# Given task
The lines to extract run from the first line of the material below to the line containing "import React from", both included; leave the pictures behind.

# Given information
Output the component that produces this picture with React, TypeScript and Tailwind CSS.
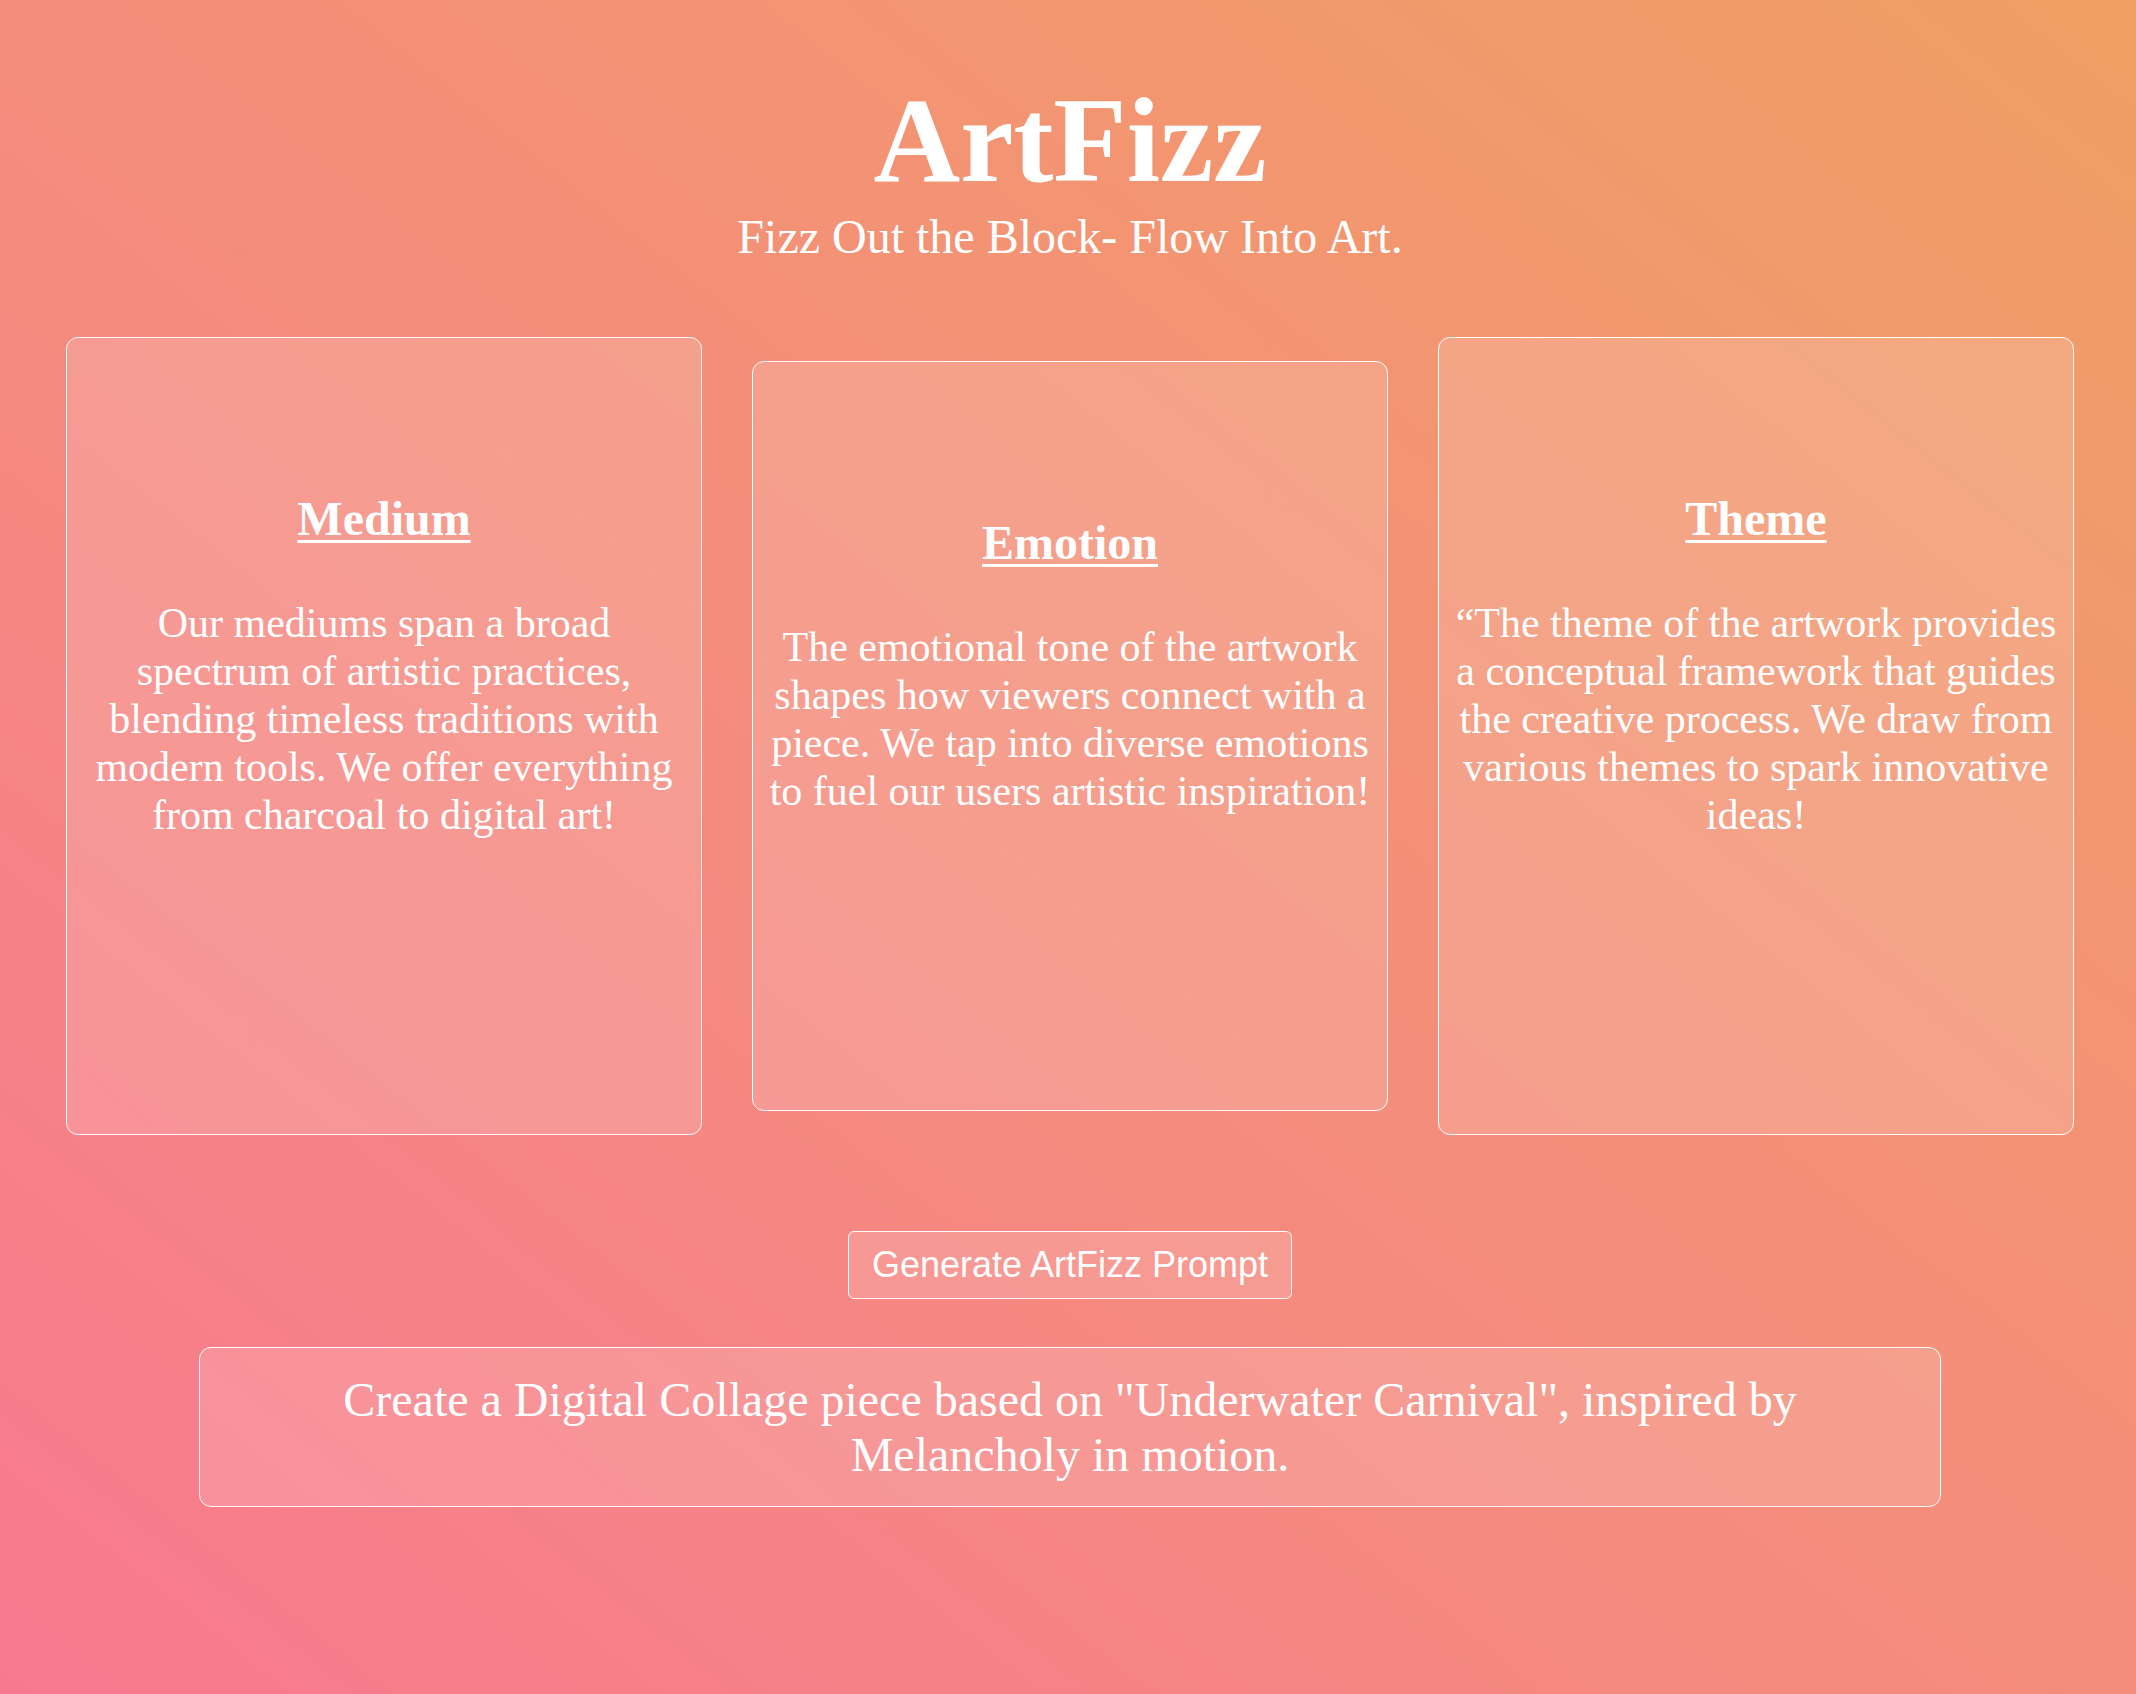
import React from "react";

const cards = [
  {
    title: "Medium",
    body: "Our mediums span a broad spectrum of artistic practices, blending timeless traditions with modern tools. We offer everything from charcoal to digital art!",
  },
  {
    title: "Emotion",
    body: "The emotional tone of the artwork shapes how viewers connect with a piece. We tap into diverse emotions to fuel our users artistic inspiration!",
  },
  {
    title: "Theme",
    body: "\u201CThe theme of the artwork provides a conceptual framework that guides the creative process. We draw from various themes to spark innovative ideas!",
  },
];

export default function App() {
  return (
    <div className="min-h-screen bg-linear-to-tr from-[#f8798f] to-[#f09f63] pl-[4px] text-white font-['Liberation_Serif','Times_New_Roman',serif]">
      <header className="pt-[74px] text-center">
        <h1 className="text-[120px] font-bold leading-[133px]">ArtFizz</h1>
        <p className="mt-[3px] text-[48px] leading-[53px]">Fizz Out the Block- Flow Into Art.</p>
      </header>

      <div className="mt-[74px] flex items-center gap-[50px] px-[62px]">
        {cards.map((c) => (
          <div
            key={c.title}
            className="flex-1 rounded-xl border border-white bg-white/15 px-4 pt-[154px] pb-[295px] text-center"
          >
            <h2 className="text-[48px] font-bold leading-[53px] underline decoration-[3px] underline-offset-[5px]">
              {c.title}
            </h2>
            <p className="mt-[54px] text-[42px] leading-[48px]">{c.body}</p>
          </div>
        ))}
      </div>

      <div className="mt-[96px] flex justify-center">
        <button className="rounded-md border border-white bg-white/15 px-[23px] py-3 font-['Liberation_Sans',Arial,sans-serif] text-[36px] leading-[42px] text-white">
          Generate ArtFizz Prompt
        </button>
      </div>

      <div className="mx-auto mt-[48px] w-[1742px] rounded-xl border border-white bg-white/15 px-[40px] py-6 text-center text-[48px] leading-[55px]">
        Create a Digital Collage piece based on "Underwater Carnival", inspired by Melancholy in motion.
      </div>
    </div>
  );
}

# Answer to this task
Output the component that produces this picture with React, TypeScript and Tailwind CSS.
import React from "react";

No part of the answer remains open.